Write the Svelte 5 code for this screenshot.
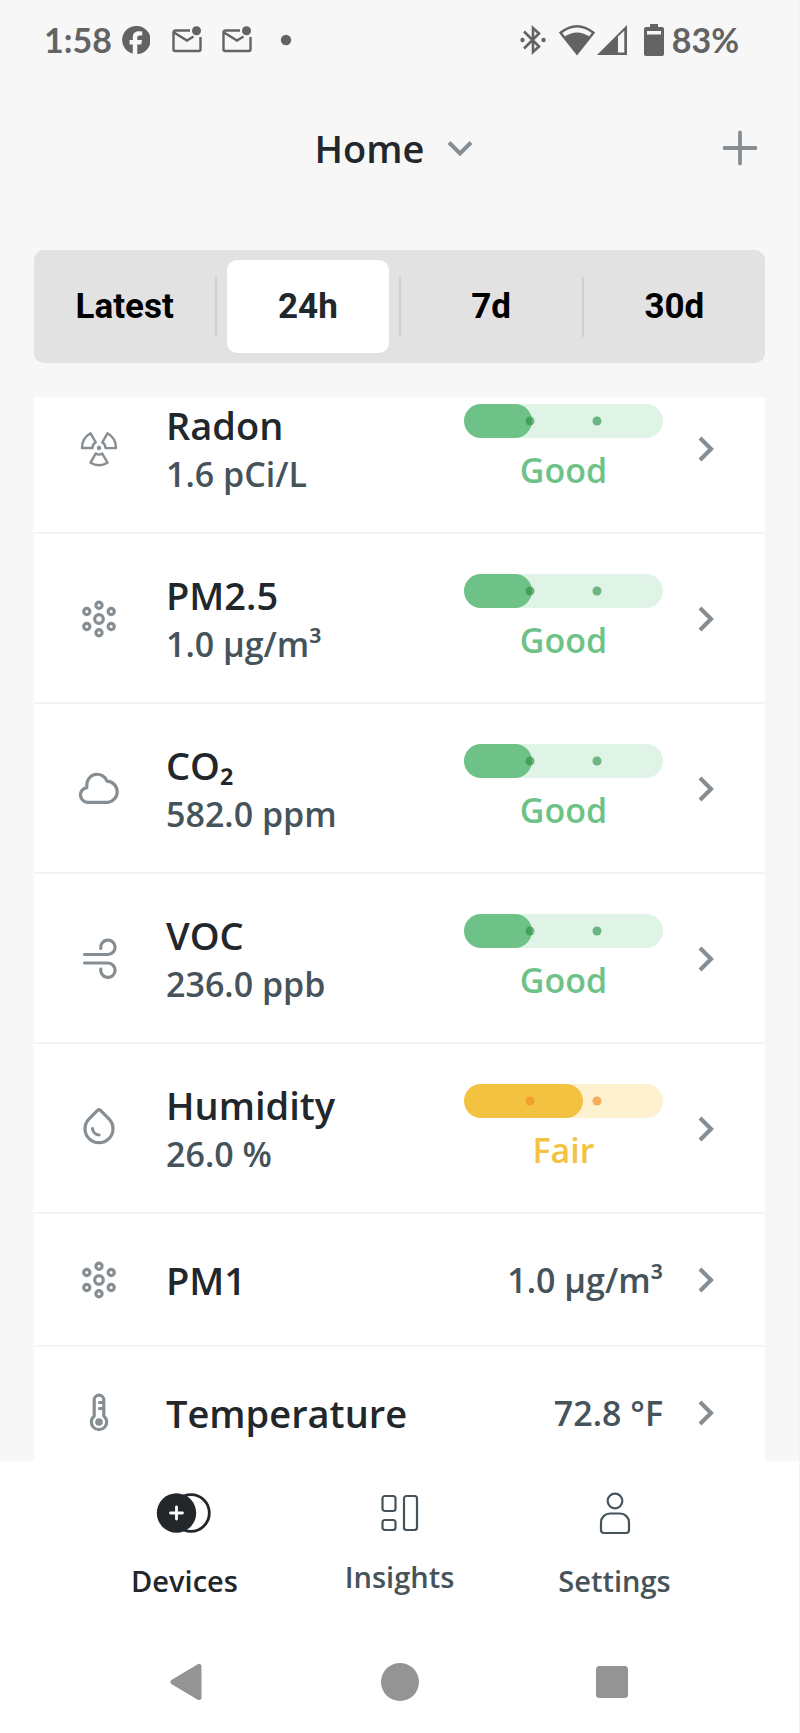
<script lang="ts">
  type Level = 'good' | 'fair'

  interface Sensor {
    name: string
    icon: string
    value: string
    level?: Level
    fill?: number
  }

  const ranges = ['Latest', '24h', '7d', '30d']
  let activeRange = $state('24h')

  const sensors: Sensor[] = [
    { name: 'Radon', icon: 'radon', value: '1.6 pCi/L', level: 'good', fill: 34 },
    { name: 'PM2.5', icon: 'particles', value: '1.0 µg/m³', level: 'good', fill: 34 },
    { name: 'CO₂', icon: 'cloud', value: '582.0 ppm', level: 'good', fill: 34 },
    { name: 'VOC', icon: 'wind', value: '236.0 ppb', level: 'good', fill: 34 },
    { name: 'Humidity', icon: 'drop', value: '26.0 %', level: 'fair', fill: 60 },
    { name: 'PM1', icon: 'particles', value: '1.0 µg/m³' },
    { name: 'Temperature', icon: 'thermometer', value: '72.8 °F' },
  ]

  const levelLabel: Record<Level, string> = { good: 'Good', fair: 'Fair' }
</script>

{#snippet mailIcon()}
  <svg class="status__mail" width="30" height="28" viewBox="0 0 30 28" aria-hidden="true">
    <path d="M18 4.5H3.2A1.7 1.7 0 0 0 1.5 6.2v17.1A1.7 1.7 0 0 0 3.2 25h23.6a1.7 1.7 0 0 0 1.7-1.7V11" fill="none" stroke="currentColor" stroke-width="2.4" />
    <path d="M2 6.5l13 8 6.5-4" fill="none" stroke="currentColor" stroke-width="2.4" />
    <circle cx="24.5" cy="4.8" r="4.5" fill="currentColor" />
  </svg>
{/snippet}

{#snippet sensorIcon(icon: string)}
  <svg class="row__icon" width="48" height="48" viewBox="0 0 48 48" aria-hidden="true">
    {#if icon === 'radon'}
      <g transform="translate(24 23)">
        {#each [0, 120, 240] as angle}
          <path transform="rotate({angle})" d="M-17 0A17 17 0 0 1-8.5-14.7L-3.2-5.7A6.5 6.5 0 0 0-6.5 0z" />
        {/each}
        <circle r="2.2" fill="currentColor" stroke="none" />
      </g>
    {:else if icon === 'particles'}
      <circle cx="24" cy="24" r="4.3" />
      <circle cx="24" cy="10.2" r="3.1" />
      <circle cx="24" cy="37.8" r="3.1" />
      <circle cx="11.8" cy="16.5" r="3.1" />
      <circle cx="36.2" cy="16.5" r="3.1" />
      <circle cx="11.8" cy="31.5" r="3.1" />
      <circle cx="36.2" cy="31.5" r="3.1" />
    {:else if icon === 'cloud'}
      <path d="M12.2 37.3A7.4 7.4 0 0 1 11.8 22.6V20A10.4 10.4 0 0 1 32 16.2A10.6 10.6 0 0 1 33 37.3Z" />
    {:else if icon === 'wind'}
      <path d="M9.5 19.5H33a7.2 7.2 0 1 0-7.2-6M9.5 28H33a7.2 7.2 0 1 1-7.2 6" />
    {:else if icon === 'drop'}
      <path d="M22.5 5.4L14.1 13.8A14 14 0 1 0 33.9 13.8L25.5 5.4a2.2 2.2 0 0 0-3 0z" />
      <path d="M17.5 23.5a7 7 0 0 0 6.5 6.5" />
    {:else if icon === 'thermometer'}
      <path d="M19.2 27V11a4.8 4.8 0 0 1 9.6 0v16a7.7 7.7 0 1 1-9.6 0z" />
      <circle cx="24" cy="33" r="3.8" fill="currentColor" stroke="none" />
      <path d="M24.5 13.5h3.5M24.5 19.5h3.5" />
    {/if}
  </svg>
{/snippet}

<div class="app">
  <!-- Status bar -->
  <div class="status">
    <div class="status__group">
      <span>1:58</span>
      <svg class="status__fb" width="28" height="28" viewBox="0 0 28 28" aria-hidden="true">
        <path fill="currentColor" d="M14 0a14 14 0 0 0-3.2 27.6V18.5H7.5V14h3.3v-2.5c0-4.2 2.2-6.3 6-6.3 1.5 0 2.7.2 3.4.4v4h-2.4c-2 0-2.5.8-2.5 2.2V14h4.7l-.8 4.5h-3.9V28A14 14 0 0 0 14 0z" />
      </svg>
      {@render mailIcon()}
      {@render mailIcon()}
      <svg class="status__more" width="12" height="12" viewBox="0 0 12 12" aria-hidden="true"><circle cx="6" cy="6" r="5.2" fill="currentColor" /></svg>
    </div>
    <div class="status__group">
      <svg width="26" height="30" viewBox="0 0 26 30" aria-hidden="true">
        <path d="M4 6.5L19 21.5L13 27V3L19 8.5L4 23.5" fill="none" stroke="currentColor" stroke-width="2.6" />
        <circle cx="2.5" cy="15" r="2.2" fill="currentColor" />
        <circle cx="23.5" cy="15" r="2.2" fill="currentColor" />
      </svg>
      <svg class="status__wifi" width="38" height="32" viewBox="0 0 38 32" aria-hidden="true">
        <path d="M19 29.5L2.5 8.8Q19-4.5 35.5 8.8Z" fill="none" stroke="currentColor" stroke-width="2.4" />
        <path d="M19 30.5L5.6 13.6Q19 3.5 32.4 13.6Z" fill="currentColor" />
      </svg>
      <svg width="32" height="32" viewBox="0 0 32 32" aria-hidden="true">
        <path fill="currentColor" fill-rule="evenodd" d="M31 1V31H1ZM22 12.5V28.5H28.3V6.7Z" />
      </svg>
      <svg class="status__battery" width="20" height="32" viewBox="0 0 20 32" aria-hidden="true">
        <path fill="currentColor" fill-rule="evenodd" d="M6 0h8v3h4a2 2 0 0 1 2 2v25a2 2 0 0 1-2 2H2a2 2 0 0 1-2-2V5a2 2 0 0 1 2-2h4zM3 7v3.5h14V7z" />
      </svg>
      <span>83%</span>
    </div>
  </div>

  <!-- Header -->
  <header class="header">
    <button class="header__home" type="button">
      Home
      <svg width="44" height="40" viewBox="0 0 44 40" aria-hidden="true">
        <path d="M9 14.5L20 25.5L31 14.5" fill="none" stroke="currentColor" stroke-width="4" />
      </svg>
    </button>
    <button class="header__add" type="button" aria-label="Add device">
      <svg width="36" height="36" viewBox="0 0 36 36" aria-hidden="true">
        <path d="M18 2.5v31M2.5 18h31" stroke="currentColor" stroke-width="3.8" stroke-linecap="round" />
      </svg>
    </button>
  </header>

  <!-- Time range -->
  <div class="ranges" role="group" aria-label="Time range">
    {#each ranges as range, i}
      {#if i > 0}<span class="ranges__divider"></span>{/if}
      <button
        class="ranges__item"
        class:ranges__item--active={range === activeRange}
        type="button"
        aria-pressed={range === activeRange}
        onclick={() => (activeRange = range)}
      >{range}</button>
    {/each}
  </div>

  <!-- Sensors -->
  <main class="sensors">
    <ul class="sensors__list">
      {#each sensors as sensor}
        <li>
          <a class="row" class:row--compact={!sensor.level} href="#{sensor.name}">
            {@render sensorIcon(sensor.icon)}
            <span class="row__text">
              <span class="row__name">{sensor.name}</span>
              {#if sensor.level}<span class="row__value">{sensor.value}</span>{/if}
            </span>
            {#if sensor.level}
              <span class="rating rating--{sensor.level}">
                <span class="rating__bar">
                  <span class="rating__fill" style="width: {sensor.fill}%"></span>
                  <span class="rating__dot rating__dot--first"></span>
                  <span class="rating__dot rating__dot--second"></span>
                </span>
                <span class="rating__label">{levelLabel[sensor.level]}</span>
              </span>
            {:else}
              <span class="row__value">{sensor.value}</span>
            {/if}
            <svg class="row__chevron" width="20" height="28" viewBox="0 0 20 28" aria-hidden="true">
              <path d="M4 3L15 14L4 25" fill="none" stroke="currentColor" stroke-width="4.2" />
            </svg>
          </a>
        </li>
      {/each}
    </ul>
  </main>

  <!-- Tabs -->
  <nav class="tabs">
    <a class="tabs__item tabs__item--active" href="#devices" aria-current="page">
      <svg width="60" height="44" viewBox="0 0 60 44" aria-hidden="true">
        <circle cx="36" cy="22" r="18.3" fill="none" stroke="currentColor" stroke-width="2.8" />
        <circle cx="21.5" cy="22" r="19.7" fill="currentColor" />
        <path d="M21.5 16v12M15.5 22h12" stroke="#fff" stroke-width="2.8" stroke-linecap="round" />
      </svg>
      Devices
    </a>
    <a class="tabs__item" href="#insights">
      <svg width="44" height="40" viewBox="0 0 44 40" fill="none" stroke="currentColor" stroke-width="2.2" aria-hidden="true">
        <rect x="4.5" y="5" width="13" height="15" rx="2.5" />
        <rect x="4.5" y="29" width="13" height="10" rx="2.5" />
        <rect x="26" y="5" width="13" height="34" rx="2.5" />
      </svg>
      Insights
    </a>
    <a class="tabs__item" href="#settings">
      <svg width="44" height="44" viewBox="0 0 44 44" fill="none" stroke="currentColor" stroke-width="2.2" aria-hidden="true">
        <circle cx="22" cy="10" r="7.3" />
        <path d="M17 22.5h10a9 9 0 0 1 9 9V39a3 3 0 0 1-3 3H11a3 3 0 0 1-3-3v-7.5a9 9 0 0 1 9-9z" />
      </svg>
      Settings
    </a>
  </nav>

  <!-- System navigation -->
  <div class="system">
    <button type="button" aria-label="Back">
      <svg width="40" height="40" viewBox="0 0 40 40" aria-hidden="true">
        <path d="M6 20L32 4.5V35.5Z" fill="currentColor" stroke="currentColor" stroke-width="5" stroke-linejoin="round" />
      </svg>
    </button>
    <button type="button" aria-label="Home screen">
      <svg width="40" height="40" viewBox="0 0 40 40" aria-hidden="true"><circle cx="20" cy="20" r="19" fill="currentColor" /></svg>
    </button>
    <button type="button" aria-label="Recent apps">
      <svg width="40" height="40" viewBox="0 0 40 40" aria-hidden="true"><rect x="3" y="4" width="32" height="32" rx="3.5" fill="currentColor" /></svg>
    </button>
  </div>
</div>

<style>
  :global(body) {
    margin: 0;
    background: #f7f7f7;
  }

  .app {
    box-sizing: border-box;
    display: flex;
    flex-direction: column;
    height: 100vh;
    border-right: 1px solid #f3f4e4;
    background: #f7f7f7;
    color: #22272b;
    font-family: 'Open Sans', 'Noto Sans', sans-serif;
    font-weight: 600;
  }

  button {
    padding: 0;
    border: 0;
    background: none;
    color: inherit;
    font: inherit;
    cursor: pointer;
  }

  a {
    color: inherit;
    text-decoration: none;
  }

  svg {
    display: block;
    flex-shrink: 0;
  }

  /* Status bar */
  .status {
    display: flex;
    align-items: center;
    justify-content: space-between;
    height: 80px;
    padding: 0 60px 0 44px;
    color: #636363;
    font: 700 34px/1 Lato, sans-serif;
  }

  .status__group {
    display: flex;
    align-items: center;
  }

  .status__fb {
    margin: 0 2px 0 10px;
  }

  .status__mail {
    margin-left: 20px;
  }

  .status__more {
    margin-left: 28px;
  }

  .status__wifi {
    margin-left: 12px;
  }

  .status__battery {
    margin: 0 8px 0 16px;
  }

  /* Header */
  .header {
    display: grid;
    grid-template-columns: 1fr auto 1fr;
    align-items: center;
    height: 136px;
    padding: 0 41px;
  }

  .header__home {
    grid-column: 2;
    display: flex;
    align-items: center;
    gap: 16px;
    font-size: 38px;
    line-height: 52px;
  }

  .header__home svg,
  .header__add {
    color: #868e93;
  }

  .header__add {
    justify-self: end;
  }

  /* Time range */
  .ranges {
    display: flex;
    align-items: center;
    margin: 34px 34px 0;
    border-radius: 10px;
    background: #e2e2e2;
  }

  .ranges__item {
    flex: 1;
    margin: 10px;
    border-radius: 10px;
    color: #000;
    font: 700 35px/93px Roboto, sans-serif;
  }

  .ranges__item--active {
    background: #fff;
    color: #22272b;
  }

  .ranges__divider {
    width: 2px;
    height: 60px;
    background: #d0d0d0;
  }

  /* Sensors */
  .sensors {
    flex: 1;
    min-height: 0;
    margin: 34px 34px 0;
    overflow: hidden;
  }

  .sensors__list {
    margin: -33px 0 0;
    padding: 0;
    background: #fff;
    list-style: none;
  }

  .row {
    box-sizing: border-box;
    display: flex;
    align-items: center;
    min-height: 170px;
    padding: 2px 49px 0 41px;
    border-bottom: 2px solid #f4f4f4;
  }

  .row--compact {
    min-height: 133px;
    padding-top: 0;
  }

  .row__icon {
    margin-right: 43px;
    fill: none;
    stroke: currentColor;
    stroke-width: 3.2px;
    stroke-linecap: round;
    stroke-linejoin: round;
    color: #868e93;
  }

  .row__icon g {
    stroke-width: 2.4px;
  }

  .row__text {
    display: flex;
    flex: 1;
    flex-direction: column;
  }

  .row__name {
    font-size: 38px;
    line-height: 50px;
  }

  .row__value {
    color: #46535a;
    font-size: 34px;
    line-height: 48px;
  }

  .row__chevron {
    margin-left: 33px;
    color: #868e93;
  }

  .rating {
    display: flex;
    flex-direction: column;
    gap: 8px;
    width: 199px;
    text-align: center;
  }

  .rating--good {
    --level: #6fc287;
    --track: #dff3e6;
    --dot: rgba(34, 140, 60, 0.6);
  }

  .rating--fair {
    --level: #f3c240;
    --track: #fdf1cf;
    --dot: rgba(240, 145, 35, 0.7);
  }

  .rating__bar {
    position: relative;
    height: 34px;
    border-radius: 17px;
    background: var(--track);
  }

  .rating__fill {
    display: block;
    height: 100%;
    border-radius: 17px;
    background: var(--level);
  }

  .rating__dot {
    position: absolute;
    top: 50%;
    width: 9px;
    height: 9px;
    border-radius: 50%;
    background: var(--dot);
    transform: translate(-50%, -50%);
  }

  .rating__dot--first {
    left: 33%;
  }

  .rating__dot--second {
    left: 67%;
  }

  .rating__label {
    color: var(--level);
    font-size: 34px;
    line-height: 48px;
  }

  /* Tabs */
  .tabs {
    display: flex;
    align-items: flex-start;
    padding: 30px 77px;
    background: #fff;
  }

  .tabs__item {
    display: flex;
    flex: 1;
    flex-direction: column;
    align-items: center;
    gap: 26px;
    color: #46535a;
    font-size: 29px;
    line-height: 40px;
  }

  .tabs__item--active {
    color: #22272b;
  }

  /* System navigation */
  .system {
    display: flex;
    height: 102px;
    padding: 0 80px;
    background: #fff;
    color: #949494;
  }

  .system button {
    display: flex;
    flex: 1;
    align-items: center;
    justify-content: center;
  }
</style>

■ WHAT IS BEING ASKED ■
Restate the material word for word from its first line through the line containing "let activeRange = $state('24h')", both included; the pictures do not belong in it.

■ FINISHED EXERCISE ■
Write the Svelte 5 code for this screenshot.
<script lang="ts">
  type Level = 'good' | 'fair'

  interface Sensor {
    name: string
    icon: string
    value: string
    level?: Level
    fill?: number
  }

  const ranges = ['Latest', '24h', '7d', '30d']
  let activeRange = $state('24h')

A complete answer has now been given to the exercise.